Pierre Vallensant est de ceux qui osent entreprendre et innover malgré les difficultés. Après l’échec d’une association en Gaec avec un tiers, cinq ans après son installation, il reprend, en 2003, la ferme laitière de ses parents et celle de son oncle. Les deux structures sont vieillissantes : le parcellaire est très morcelé et le bâtiment est inadapté et mal situé. « Il a fallu faire un important travail de restructuration foncière pour rendre l’exploitation plus vivable », explique-t-il.

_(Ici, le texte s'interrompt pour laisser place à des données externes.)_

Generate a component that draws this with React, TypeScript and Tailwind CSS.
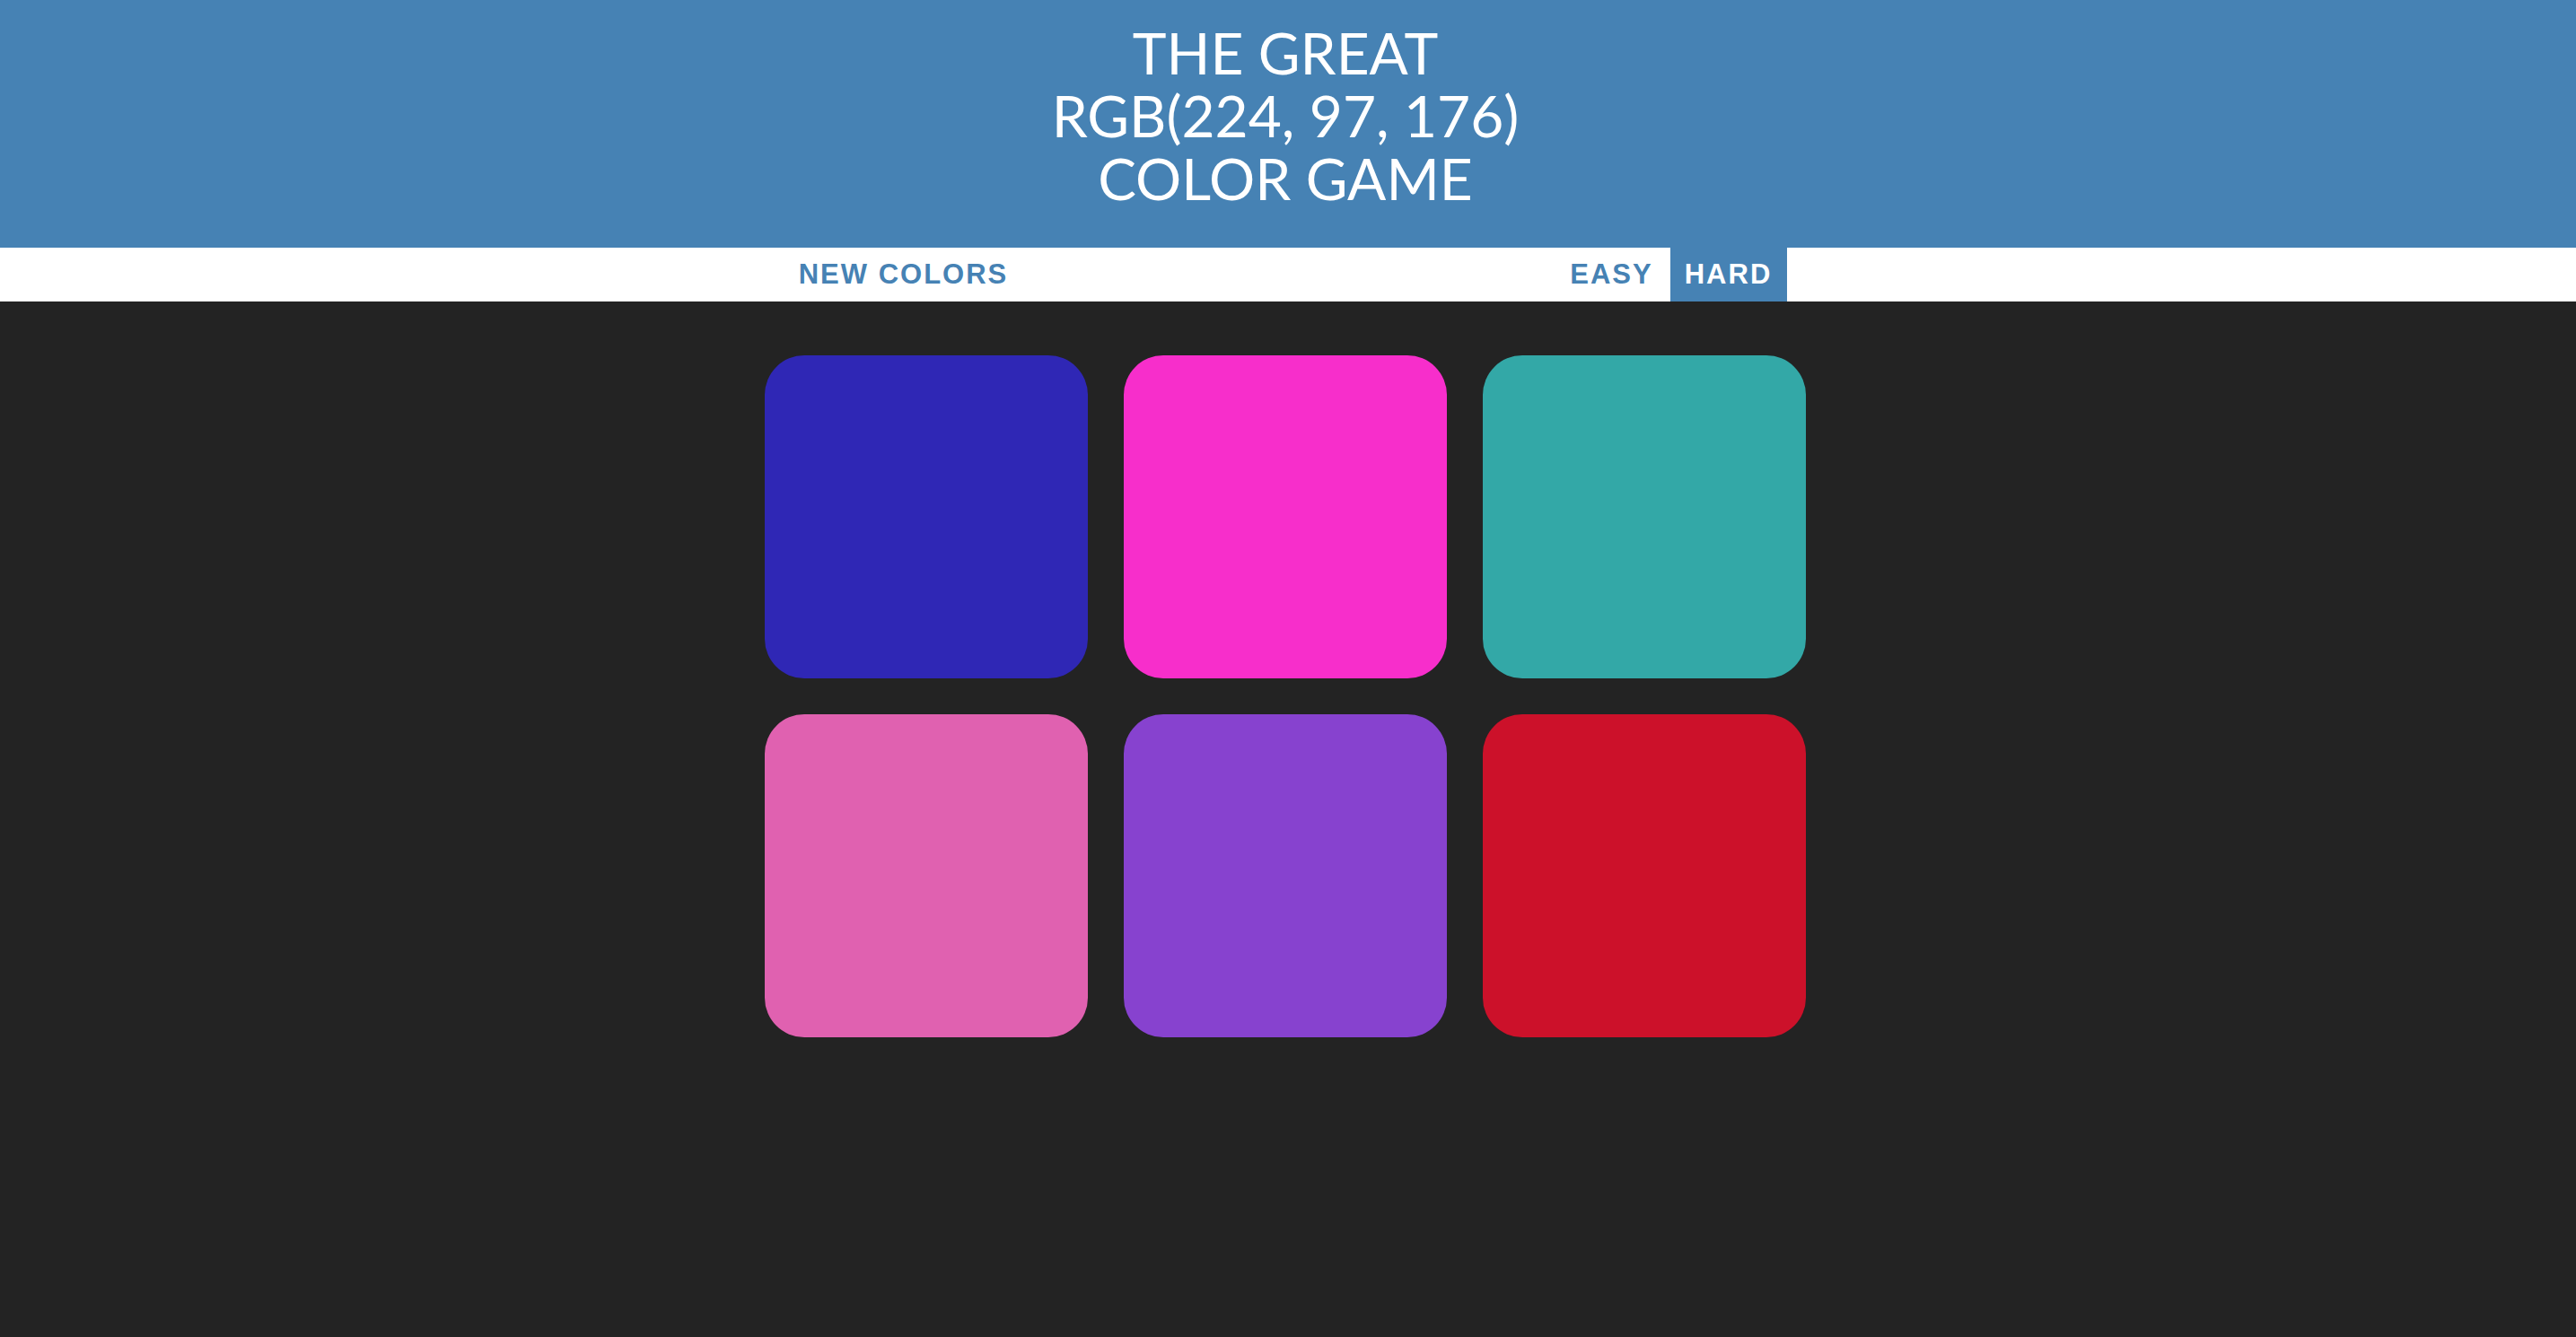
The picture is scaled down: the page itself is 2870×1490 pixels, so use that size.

En douze ans, il arrive à doubler son quota laitier, pour atteindre 190 000 litres en 2015. Mais la conjoncture du lait et son impossibilité de créer un nouveau bâtiment, faute de pouvoir se délocaliser, le contraint à arrêter la production. Il se tourne alors vers l’élevage de génisses laitières prêtes à vêler. « Une façon de garder un pied dans la filière laitière, avec une production techniquement intéressante », précise l’agriculteur.

En parallèle, il consacre 1,5 ha de sa surface à la production de chanvre. « J’avais déjà songé à en implanter en 2006, pour l’utiliser dans la construction de ma maison comme matériau d’isolation. L’obtention de semences de chanvre étant très réglementée (1), ce projet n’a pas pu aboutir. Quand en 2013, j’ai appris que le syndicat mixte des Monts de la Madeleine souhaitait faire renaître cette culture dans le secteur, je me suis manifesté. Je ne regrette rien, se réjouit le producteur

De plus, le chanvre est une culture assez facile à conduire. Il se sème au mois de mai. Il ne requiert pas d’entretien ni de produits phytosanitaires. Il se comporte comme une plante étouffante et fait obstacle aux adventices. »

« Ecolo » et rentable

La récolte s’effectue fin septembre avec une moissonneuse batteuse classique. « Je lève la barre de coupe pour ne récolter que l’épi et éviter ainsi le bourrage de la machine. Je repasse ensuite dans la parcelle pour couper les tiges que je stocke à l’abri avant de les défibrer. »

Pierre utilise au mieux le potentiel de la plante. Les graines sont vendues pour la consommation humaine en sachet de 250 g ou transformées en farine ou en huile. Pour sa première année de production en 2015, près de 700 kg de graines ont été pressées, en prestation extérieure chez un voisin, pour une récolte de 120 litres d’huile. Embouteillée dans des flacons de 250 ml, l’huile est vendue 10 €. Tout est commercialisé en circuits courts dans différents magasins et sur des marchés de produits de terroir et de noël. « Dans la mesure où je vends en direct, cette culture se révèle avantageuse économiquement. De plus, c’est un produit qui plaît, je n’ai jamais de stock d’une année sur l’autre », se réjouit-il.

Cette année, Pierre a également valorisé les tiges. Les récoltes 2015 et 2016, soit près de 500 tonnes, ont été défibrées : « J’ai loué un outil spécifique auprès de mes voisins auvergnats qui permet de séparer la chènevotte de la laine. » La chènevotte est vendue 0,70 €/kg pour du paillage horticole ou de l’enduit. La laine, à 1,20 €/kg, est utilisée en vrac pour l’isolation des combles et des murs.

« Si j’avais vendu la paille chez un industriel spécialisé dans le défibrage du chanvre, elle m’aurait été payée 130 €/t, soit 4 000 € au total, auxquels j’aurai dû enlever les frais de transport. Avec la vente directe, je la valorise six fois mieux. Même si cela demande beaucoup de travail, ce n’est pas négligeable », avoue-t-il.

Face à l’engouement pour les graines nutritives, le producteur envisage d’augmenter ses surfaces de chanvre à 3 ha en 2018, et d’implanter également de l’épeautre et du sarrasin. Des investissements seront ainsi nécessaires pour améliorer les conditions de séchage ainsi que de tri des différentes graines.

De nouveaux projets

Pierre se lance également dans la conversion de l’ensemble de ses terres en agriculture biologique. « Le chanvre est une plante facile, déjà conduite en bio. C’est ce qui m’a fait franchir le pas. » Il espère aussi pouvoir remplacer progressivement la production de génisses prêtes à vêler, dont les cours sont au plus bas depuis deux ans, par un petit atelier de vaches allaitantes, « avec pour objectif de finir tous les animaux. »

(1) Le chanvre est le nom commun du cannabis. Seules les variétés ayant un taux de THC inférieur à 0,2 % sont autorisées en France où il n’existe qu’un seul distributeur de semences.